- _Job_: Return each line of the records holding the string "that".

- _Records from a dataset_:
########################################

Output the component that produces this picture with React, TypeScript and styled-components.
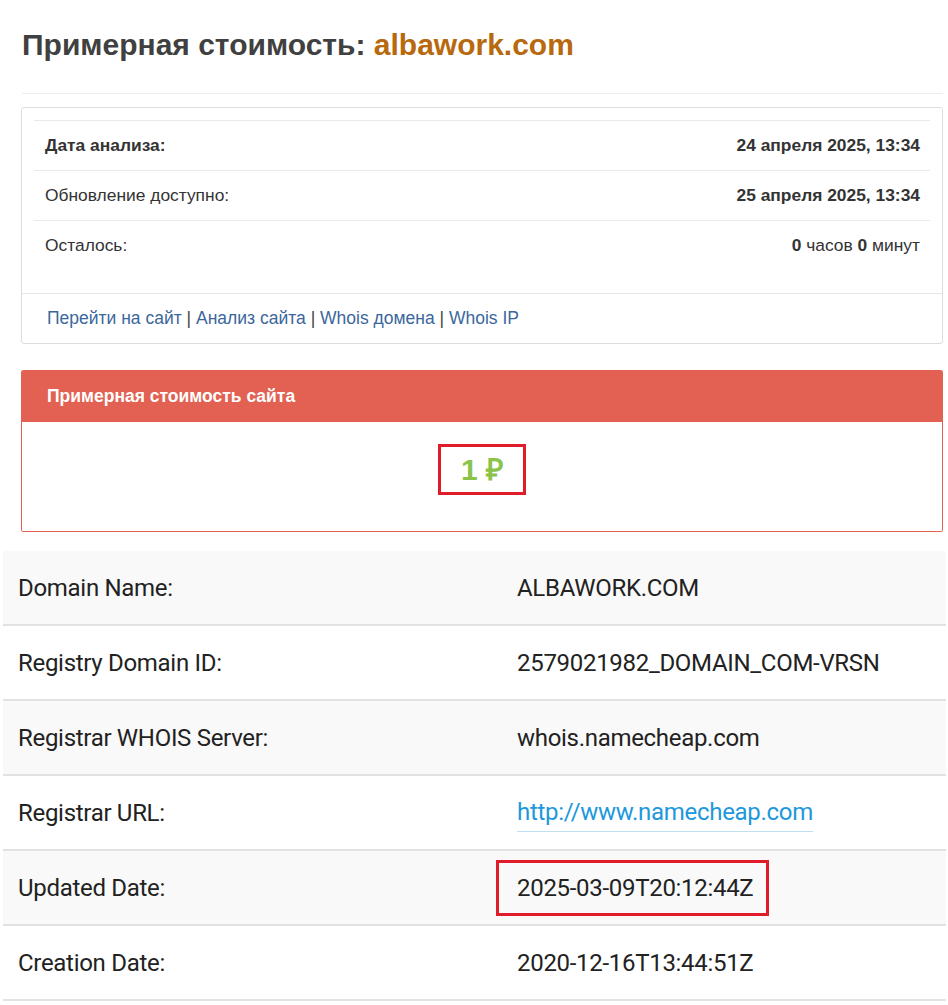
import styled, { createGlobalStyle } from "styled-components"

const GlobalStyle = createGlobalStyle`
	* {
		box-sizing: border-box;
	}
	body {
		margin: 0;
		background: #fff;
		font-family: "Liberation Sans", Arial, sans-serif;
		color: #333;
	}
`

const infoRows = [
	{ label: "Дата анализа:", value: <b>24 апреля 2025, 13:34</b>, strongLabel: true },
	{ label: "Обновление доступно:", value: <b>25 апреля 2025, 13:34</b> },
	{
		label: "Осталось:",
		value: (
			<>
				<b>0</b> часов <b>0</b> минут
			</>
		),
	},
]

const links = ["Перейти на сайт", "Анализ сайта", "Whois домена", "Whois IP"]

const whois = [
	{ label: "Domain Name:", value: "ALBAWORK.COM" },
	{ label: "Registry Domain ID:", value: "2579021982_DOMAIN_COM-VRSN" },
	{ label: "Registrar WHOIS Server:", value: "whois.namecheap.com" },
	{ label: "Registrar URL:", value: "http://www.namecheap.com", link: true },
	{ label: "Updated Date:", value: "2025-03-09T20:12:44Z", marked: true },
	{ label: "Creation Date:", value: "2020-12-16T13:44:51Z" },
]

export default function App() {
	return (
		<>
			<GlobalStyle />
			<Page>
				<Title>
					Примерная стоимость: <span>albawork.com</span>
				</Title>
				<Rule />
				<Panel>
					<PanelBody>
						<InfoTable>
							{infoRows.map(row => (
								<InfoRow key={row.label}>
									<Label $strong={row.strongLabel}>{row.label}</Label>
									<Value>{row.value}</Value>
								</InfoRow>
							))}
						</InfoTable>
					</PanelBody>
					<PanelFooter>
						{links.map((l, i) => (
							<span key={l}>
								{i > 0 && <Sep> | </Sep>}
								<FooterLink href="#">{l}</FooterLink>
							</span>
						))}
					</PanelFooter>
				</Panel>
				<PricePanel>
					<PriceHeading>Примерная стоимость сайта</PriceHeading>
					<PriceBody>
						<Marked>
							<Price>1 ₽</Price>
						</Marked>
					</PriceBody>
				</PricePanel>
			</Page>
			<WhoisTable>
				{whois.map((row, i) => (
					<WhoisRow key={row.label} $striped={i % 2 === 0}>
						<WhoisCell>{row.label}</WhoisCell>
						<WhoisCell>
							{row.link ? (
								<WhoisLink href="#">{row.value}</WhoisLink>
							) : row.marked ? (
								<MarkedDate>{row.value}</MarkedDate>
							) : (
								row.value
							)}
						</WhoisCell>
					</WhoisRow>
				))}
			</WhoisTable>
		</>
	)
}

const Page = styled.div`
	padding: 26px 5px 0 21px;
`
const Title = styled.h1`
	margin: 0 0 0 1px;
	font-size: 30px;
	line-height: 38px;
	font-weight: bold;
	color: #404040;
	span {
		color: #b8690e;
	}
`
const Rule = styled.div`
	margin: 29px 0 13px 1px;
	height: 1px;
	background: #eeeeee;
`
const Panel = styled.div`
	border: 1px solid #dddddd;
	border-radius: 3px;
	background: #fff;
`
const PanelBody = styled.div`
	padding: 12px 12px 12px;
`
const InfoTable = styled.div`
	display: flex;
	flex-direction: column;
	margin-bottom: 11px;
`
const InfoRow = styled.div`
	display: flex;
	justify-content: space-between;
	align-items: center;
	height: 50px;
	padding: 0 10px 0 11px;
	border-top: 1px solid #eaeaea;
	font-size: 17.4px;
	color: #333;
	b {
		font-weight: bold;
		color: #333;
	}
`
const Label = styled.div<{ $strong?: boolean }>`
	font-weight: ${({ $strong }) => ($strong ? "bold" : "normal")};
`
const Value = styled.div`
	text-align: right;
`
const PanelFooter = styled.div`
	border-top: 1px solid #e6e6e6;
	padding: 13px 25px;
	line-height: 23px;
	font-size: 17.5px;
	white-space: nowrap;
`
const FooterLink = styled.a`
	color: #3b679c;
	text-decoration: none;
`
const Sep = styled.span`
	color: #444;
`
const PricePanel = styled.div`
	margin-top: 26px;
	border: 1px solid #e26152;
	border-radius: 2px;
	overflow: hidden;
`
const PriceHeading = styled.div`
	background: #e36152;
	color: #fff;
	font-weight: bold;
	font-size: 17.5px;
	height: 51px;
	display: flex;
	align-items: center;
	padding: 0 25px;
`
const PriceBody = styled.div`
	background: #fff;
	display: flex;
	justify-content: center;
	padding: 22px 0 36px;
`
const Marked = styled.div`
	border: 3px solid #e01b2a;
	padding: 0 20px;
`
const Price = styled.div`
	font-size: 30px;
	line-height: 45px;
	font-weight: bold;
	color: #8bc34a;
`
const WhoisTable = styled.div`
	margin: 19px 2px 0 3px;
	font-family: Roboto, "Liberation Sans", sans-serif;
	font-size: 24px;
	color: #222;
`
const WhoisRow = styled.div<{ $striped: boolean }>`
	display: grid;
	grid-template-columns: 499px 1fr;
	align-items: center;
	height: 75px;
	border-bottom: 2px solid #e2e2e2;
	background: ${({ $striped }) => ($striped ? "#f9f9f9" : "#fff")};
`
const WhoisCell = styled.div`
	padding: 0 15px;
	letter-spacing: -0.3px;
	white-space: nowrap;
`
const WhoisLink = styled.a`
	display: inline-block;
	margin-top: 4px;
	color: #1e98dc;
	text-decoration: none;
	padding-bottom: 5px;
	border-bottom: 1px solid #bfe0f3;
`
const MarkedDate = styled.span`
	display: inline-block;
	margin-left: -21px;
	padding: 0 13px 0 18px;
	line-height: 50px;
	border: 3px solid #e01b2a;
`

########################################

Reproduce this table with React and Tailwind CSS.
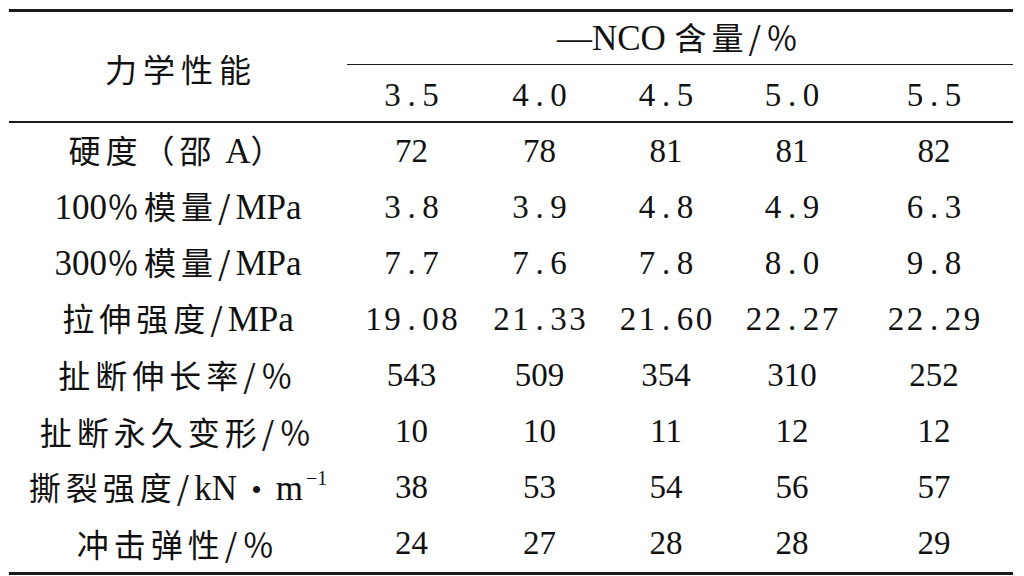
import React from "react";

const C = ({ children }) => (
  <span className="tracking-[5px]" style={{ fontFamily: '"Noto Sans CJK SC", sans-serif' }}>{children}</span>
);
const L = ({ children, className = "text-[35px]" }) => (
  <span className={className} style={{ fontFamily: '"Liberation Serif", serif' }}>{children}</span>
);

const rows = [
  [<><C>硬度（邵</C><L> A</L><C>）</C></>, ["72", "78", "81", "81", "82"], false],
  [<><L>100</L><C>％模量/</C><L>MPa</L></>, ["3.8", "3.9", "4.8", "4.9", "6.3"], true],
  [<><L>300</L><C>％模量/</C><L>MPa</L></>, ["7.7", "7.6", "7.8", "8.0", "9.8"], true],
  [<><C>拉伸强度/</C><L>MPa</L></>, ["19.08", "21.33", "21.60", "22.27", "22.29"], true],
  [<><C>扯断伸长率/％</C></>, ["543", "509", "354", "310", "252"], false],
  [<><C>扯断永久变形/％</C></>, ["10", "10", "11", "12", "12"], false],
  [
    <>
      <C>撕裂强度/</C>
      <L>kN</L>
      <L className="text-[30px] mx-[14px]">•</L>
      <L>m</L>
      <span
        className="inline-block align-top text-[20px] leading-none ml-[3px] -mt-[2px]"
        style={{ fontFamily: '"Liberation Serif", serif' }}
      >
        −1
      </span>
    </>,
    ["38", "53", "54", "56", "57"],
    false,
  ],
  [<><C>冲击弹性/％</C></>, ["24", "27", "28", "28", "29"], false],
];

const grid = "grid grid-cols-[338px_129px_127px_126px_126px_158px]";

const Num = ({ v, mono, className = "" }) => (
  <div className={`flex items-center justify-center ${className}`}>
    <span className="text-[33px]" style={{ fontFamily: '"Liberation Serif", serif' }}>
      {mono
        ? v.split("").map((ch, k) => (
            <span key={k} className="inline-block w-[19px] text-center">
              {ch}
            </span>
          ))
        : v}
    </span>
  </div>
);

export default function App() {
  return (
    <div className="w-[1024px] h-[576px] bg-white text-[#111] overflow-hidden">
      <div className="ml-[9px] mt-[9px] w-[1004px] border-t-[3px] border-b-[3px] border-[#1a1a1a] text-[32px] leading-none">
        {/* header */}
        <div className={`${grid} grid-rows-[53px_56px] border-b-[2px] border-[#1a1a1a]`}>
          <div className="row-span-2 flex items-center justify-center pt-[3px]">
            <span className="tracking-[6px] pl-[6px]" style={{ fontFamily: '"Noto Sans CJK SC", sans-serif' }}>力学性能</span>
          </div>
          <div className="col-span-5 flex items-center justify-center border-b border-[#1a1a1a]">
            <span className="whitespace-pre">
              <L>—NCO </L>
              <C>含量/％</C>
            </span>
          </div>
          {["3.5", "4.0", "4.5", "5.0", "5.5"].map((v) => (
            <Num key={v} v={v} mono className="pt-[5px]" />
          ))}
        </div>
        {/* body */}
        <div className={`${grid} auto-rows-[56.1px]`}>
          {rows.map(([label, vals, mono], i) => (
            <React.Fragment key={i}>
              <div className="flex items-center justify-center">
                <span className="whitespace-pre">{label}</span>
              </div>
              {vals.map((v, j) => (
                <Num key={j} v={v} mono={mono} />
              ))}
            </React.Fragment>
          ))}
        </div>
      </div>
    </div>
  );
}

########################################

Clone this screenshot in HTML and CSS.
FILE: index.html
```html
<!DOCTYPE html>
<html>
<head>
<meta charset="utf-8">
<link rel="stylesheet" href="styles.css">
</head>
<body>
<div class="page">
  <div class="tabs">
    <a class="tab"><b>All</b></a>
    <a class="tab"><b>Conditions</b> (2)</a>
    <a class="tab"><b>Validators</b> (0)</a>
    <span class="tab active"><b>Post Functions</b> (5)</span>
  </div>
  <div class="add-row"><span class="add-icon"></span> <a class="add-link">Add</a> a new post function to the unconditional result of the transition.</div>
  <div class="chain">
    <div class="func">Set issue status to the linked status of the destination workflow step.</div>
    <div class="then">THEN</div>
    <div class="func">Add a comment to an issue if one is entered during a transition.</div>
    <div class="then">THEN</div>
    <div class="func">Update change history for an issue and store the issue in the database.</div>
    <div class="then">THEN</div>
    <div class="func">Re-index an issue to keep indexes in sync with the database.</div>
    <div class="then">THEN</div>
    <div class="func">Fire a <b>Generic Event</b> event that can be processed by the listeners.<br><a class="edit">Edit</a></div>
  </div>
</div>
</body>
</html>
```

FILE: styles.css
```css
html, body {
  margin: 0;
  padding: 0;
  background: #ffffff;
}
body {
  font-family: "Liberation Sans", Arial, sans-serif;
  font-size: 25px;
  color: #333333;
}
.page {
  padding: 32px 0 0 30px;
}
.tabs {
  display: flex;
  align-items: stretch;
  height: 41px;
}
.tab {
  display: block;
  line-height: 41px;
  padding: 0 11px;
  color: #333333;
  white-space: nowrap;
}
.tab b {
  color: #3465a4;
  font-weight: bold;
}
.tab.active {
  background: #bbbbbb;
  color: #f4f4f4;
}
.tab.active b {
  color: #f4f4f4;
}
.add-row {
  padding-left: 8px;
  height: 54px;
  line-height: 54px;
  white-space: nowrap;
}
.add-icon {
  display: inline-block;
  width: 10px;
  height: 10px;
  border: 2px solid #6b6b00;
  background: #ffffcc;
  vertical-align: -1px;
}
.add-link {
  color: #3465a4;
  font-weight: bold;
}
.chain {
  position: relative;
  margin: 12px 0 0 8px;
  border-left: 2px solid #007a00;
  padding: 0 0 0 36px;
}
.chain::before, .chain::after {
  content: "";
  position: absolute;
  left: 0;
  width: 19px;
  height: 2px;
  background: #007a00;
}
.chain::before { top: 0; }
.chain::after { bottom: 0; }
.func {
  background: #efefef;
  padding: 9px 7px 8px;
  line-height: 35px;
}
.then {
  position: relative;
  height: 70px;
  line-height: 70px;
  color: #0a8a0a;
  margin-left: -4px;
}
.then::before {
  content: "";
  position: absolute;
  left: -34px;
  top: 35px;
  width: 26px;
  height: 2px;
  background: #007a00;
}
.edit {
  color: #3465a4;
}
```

########################################

- _Task response_:
Output the component that produces this picture with React, TypeScript and styled-components.
    <div class="func">Fire a <b>Generic Event</b> event that can be processed by the listeners.<br><a class="edit">Edit</a></div>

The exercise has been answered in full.